In line with its previously-announced intention, Aviva reduced its stake in Delta Lloyd further to 19.4% at the end of 2012 and it sold its remaining shares in January 2013. Heavy demand for the shares offered on the market was a sign of confidence in Delta Lloyd. The almost complete free float and the cross-listing on the Brussels stock exchange in January 2013 have increased the relative attractiveness of the shares.

International marine insurance

In 2010, Delta Lloyd started underwriting international marine business. This proved to be loss-making because of the excessive risk profile and so it was decided to discontinue this activity in 2012. The Supervisory Board discussed this disappointing development with the Executive Board, partly on the basis of a specific audit. The resulting recommendations were adopted by the Executive Board.

Dutch partial disability insurance market (WGA-ER)
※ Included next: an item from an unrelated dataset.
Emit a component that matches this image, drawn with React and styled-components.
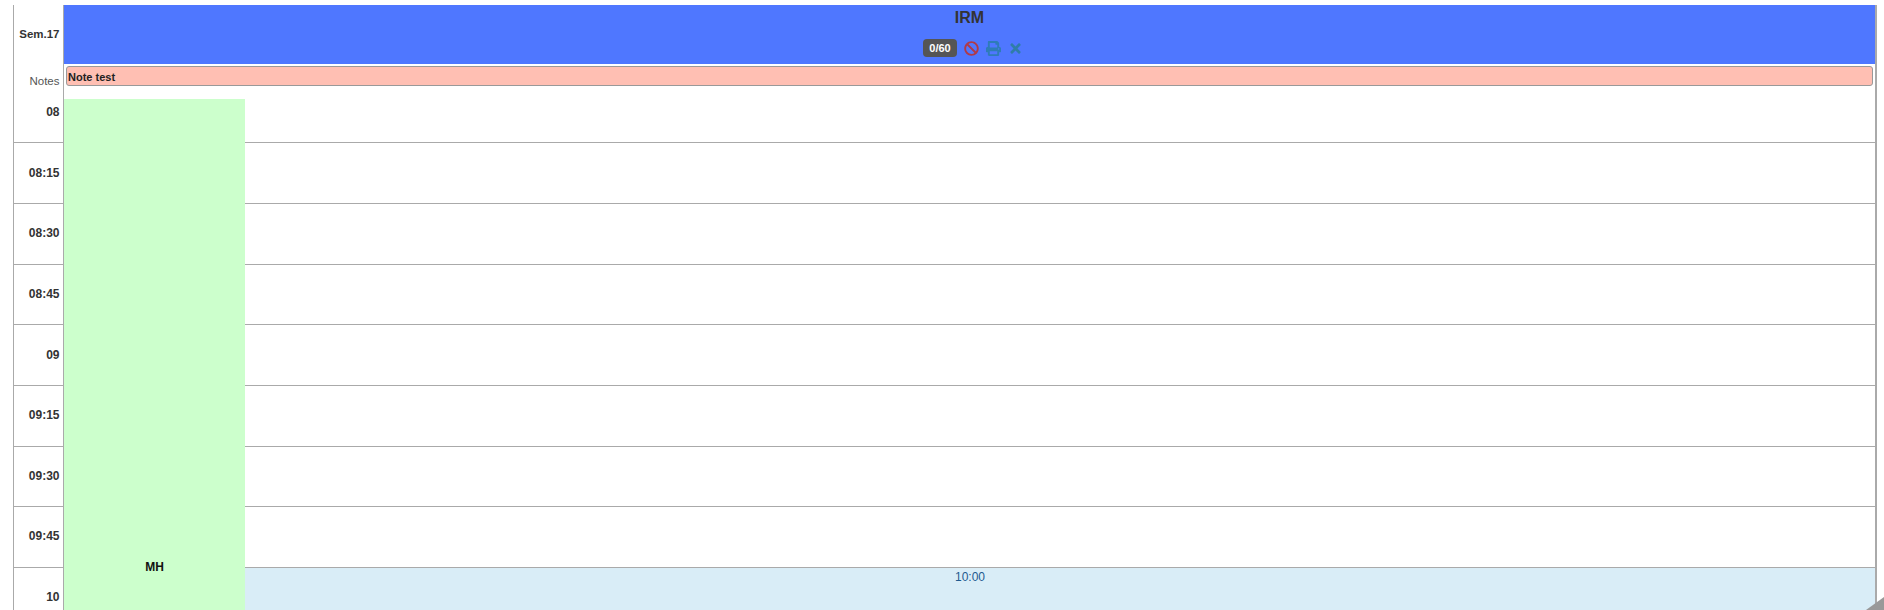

The Supervisory Board discussed the need for a provision as a result of rising claims in the WGA-ER portfolio (return to work of partially disabled persons-own risk). Although the government’s policy on this makes it an industry-wide issue, it has had a material effect on our results. For more information, please see the Executive Board report.

Top 15

Two members of the Nomination Committee (the chairman of the Remuneration Committee and the vice-chairman of the Supervisory Board) joined an external adviser to conduct individual interviews with the 15 most senior executives of Delta Lloyd Group who report directly to the Executive Board. The intention was to enable the Supervisory Board to form a better picture of this level of management and of the executives’ perceptions of Delta Lloyd Group, both now and in the future, as these executives play a key role in the continuity of the company.

These frank interviews were summarised in a report that was discussed in 2012 with the Executive Board, the Nomination Committee and the plenary Supervisory Board. This is the second time that such interviews have been held. This process is repeated once every two years.